Neurodegenerative disorders are a class of devastating diseases caused by the progressive loss of neurons, resulting in severe malfunction of the nervous system. These diseases affect elderly the most and have few effective modes of treatment. There are two major challenges for drug discovery in these diseases. First, the diseases exhibit complicated clinical symptoms only well after neuron loss, making early diagnosis extremely challenging. As a result, patients usually have already lost most of the disease-sensitive neurons when diagnosed definitively, often too late to be treated even when treatment is available. Second, for the most prevalent neurodegenerative diseases (Alzheimer’s and Parkinson’s) almost all patients (>95%) are sporadic, without clear family history or genetic causes. Thus, it is difficult to establish reliable genetic models to study these diseases.
Our lab is currently focusing on Huntington’s disease (HD), which is a major genetic neurodegenerative disease that causes neurodegeneration in the striatum (see below).
HD is a dominantly inherited disease that is cause by mutations of a single gene called HTT. This situation perfectly solves the two challenges mentioned above: early diagnosis becomes possible by HTT gene sequencing and the patient can be treated well before the disease onset.
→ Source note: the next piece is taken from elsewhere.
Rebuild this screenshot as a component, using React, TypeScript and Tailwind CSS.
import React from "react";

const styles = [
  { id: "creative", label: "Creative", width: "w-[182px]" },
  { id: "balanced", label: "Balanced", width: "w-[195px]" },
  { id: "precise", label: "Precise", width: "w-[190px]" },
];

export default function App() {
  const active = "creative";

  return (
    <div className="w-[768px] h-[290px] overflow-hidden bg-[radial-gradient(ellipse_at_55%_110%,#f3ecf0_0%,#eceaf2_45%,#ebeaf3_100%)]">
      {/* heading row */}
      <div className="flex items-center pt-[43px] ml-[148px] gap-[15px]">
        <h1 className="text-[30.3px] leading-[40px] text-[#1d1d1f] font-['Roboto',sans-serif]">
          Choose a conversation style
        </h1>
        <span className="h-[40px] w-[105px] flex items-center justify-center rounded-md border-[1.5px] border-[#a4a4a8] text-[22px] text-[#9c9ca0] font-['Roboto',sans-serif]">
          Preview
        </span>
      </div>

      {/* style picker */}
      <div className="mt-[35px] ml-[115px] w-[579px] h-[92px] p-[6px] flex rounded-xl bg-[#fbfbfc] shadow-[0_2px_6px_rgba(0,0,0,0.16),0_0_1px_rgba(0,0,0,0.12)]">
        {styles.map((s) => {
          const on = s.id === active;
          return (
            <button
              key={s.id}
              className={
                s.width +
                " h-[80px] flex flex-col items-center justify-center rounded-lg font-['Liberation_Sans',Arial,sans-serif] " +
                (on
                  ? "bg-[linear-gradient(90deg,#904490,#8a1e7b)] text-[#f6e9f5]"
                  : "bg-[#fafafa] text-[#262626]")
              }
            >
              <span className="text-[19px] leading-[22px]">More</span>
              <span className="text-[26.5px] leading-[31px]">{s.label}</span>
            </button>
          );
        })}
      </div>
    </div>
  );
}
In addition, there are a number of HD animal and cellular models that faithfully represent the disease. Despite its clear genetics, drug discovery for HD remains challenging and is one of the focal points of our work.
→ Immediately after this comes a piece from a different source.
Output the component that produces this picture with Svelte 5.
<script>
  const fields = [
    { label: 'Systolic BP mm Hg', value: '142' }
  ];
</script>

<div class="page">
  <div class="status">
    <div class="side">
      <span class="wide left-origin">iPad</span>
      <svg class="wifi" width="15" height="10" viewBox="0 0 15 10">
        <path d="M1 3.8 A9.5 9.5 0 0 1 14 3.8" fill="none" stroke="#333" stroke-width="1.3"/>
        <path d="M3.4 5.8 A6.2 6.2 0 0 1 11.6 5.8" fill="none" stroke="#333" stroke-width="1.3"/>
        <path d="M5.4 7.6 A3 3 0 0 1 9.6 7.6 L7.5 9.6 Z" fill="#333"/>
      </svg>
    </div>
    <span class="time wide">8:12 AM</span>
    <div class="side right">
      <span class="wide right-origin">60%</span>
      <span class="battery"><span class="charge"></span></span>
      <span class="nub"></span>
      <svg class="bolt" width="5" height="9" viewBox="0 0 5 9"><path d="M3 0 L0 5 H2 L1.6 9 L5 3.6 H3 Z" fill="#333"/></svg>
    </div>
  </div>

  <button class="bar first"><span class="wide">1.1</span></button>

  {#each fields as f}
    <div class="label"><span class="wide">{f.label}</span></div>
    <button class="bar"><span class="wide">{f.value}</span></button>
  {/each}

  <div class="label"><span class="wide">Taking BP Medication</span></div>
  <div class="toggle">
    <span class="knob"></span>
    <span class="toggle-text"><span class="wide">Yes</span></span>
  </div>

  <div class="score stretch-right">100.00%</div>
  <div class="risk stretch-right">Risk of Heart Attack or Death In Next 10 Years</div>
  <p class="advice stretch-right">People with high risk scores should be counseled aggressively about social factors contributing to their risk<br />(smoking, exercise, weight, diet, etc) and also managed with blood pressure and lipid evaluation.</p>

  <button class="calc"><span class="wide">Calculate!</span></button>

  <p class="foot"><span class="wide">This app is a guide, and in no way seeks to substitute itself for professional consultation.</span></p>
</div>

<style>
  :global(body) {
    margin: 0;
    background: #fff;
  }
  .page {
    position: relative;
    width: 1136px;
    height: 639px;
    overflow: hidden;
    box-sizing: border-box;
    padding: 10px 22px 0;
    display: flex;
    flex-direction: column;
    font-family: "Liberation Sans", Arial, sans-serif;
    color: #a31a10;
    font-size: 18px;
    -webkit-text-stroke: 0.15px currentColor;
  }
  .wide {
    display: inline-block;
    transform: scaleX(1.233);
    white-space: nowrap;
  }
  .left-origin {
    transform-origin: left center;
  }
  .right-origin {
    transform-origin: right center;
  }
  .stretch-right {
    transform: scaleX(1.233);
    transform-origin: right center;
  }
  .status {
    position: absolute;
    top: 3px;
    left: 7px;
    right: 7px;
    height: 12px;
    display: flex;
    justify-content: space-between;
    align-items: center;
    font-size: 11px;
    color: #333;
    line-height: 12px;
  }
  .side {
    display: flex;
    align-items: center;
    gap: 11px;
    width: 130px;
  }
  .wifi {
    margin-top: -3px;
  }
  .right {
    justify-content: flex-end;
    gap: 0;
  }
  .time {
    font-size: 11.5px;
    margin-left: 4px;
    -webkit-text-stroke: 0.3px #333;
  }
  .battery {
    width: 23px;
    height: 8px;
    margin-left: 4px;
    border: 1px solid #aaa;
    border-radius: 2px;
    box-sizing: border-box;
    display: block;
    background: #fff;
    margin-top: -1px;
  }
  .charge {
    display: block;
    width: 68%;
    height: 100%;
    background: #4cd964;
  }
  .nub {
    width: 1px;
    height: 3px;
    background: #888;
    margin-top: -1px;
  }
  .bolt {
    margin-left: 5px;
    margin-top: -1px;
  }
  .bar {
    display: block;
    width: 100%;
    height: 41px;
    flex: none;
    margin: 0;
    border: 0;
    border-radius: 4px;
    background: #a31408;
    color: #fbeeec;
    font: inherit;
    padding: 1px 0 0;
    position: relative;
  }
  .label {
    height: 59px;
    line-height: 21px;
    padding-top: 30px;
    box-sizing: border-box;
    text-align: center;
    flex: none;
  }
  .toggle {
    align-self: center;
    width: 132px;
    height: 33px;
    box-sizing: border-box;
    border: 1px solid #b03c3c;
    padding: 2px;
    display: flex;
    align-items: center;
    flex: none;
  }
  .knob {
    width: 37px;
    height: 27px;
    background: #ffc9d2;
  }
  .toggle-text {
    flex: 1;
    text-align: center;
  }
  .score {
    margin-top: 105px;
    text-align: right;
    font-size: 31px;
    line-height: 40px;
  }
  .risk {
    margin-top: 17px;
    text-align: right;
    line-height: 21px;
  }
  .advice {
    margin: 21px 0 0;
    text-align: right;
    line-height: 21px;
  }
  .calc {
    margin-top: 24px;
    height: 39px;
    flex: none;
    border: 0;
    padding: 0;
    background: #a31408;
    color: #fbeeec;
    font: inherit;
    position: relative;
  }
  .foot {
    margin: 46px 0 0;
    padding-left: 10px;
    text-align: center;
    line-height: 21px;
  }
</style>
The lab utilizes cutting-edge high-throughput technologies to identify potential drug targets or drugs, and validate them in cellular and animal disease models. The major animal model that the lab uses is the mouse CAG 140. This model expresses endogenous mutant Htt gene with expanded CAG repeat (140 repeats), mimicking the genetic mutation in human Huntington’s disease. This model exhibits motor functional defects at advanced age, mimicking the physical disease phenotypes. Our lab uses this model to validate potential drug targets or drugs by testing their modulation of the disease phenotypes. The BIOS module I designed aims at training students necessary technical skills required for these validation experiments, including the procedures to reveal the genotype of the mice and assess disease phenotypes.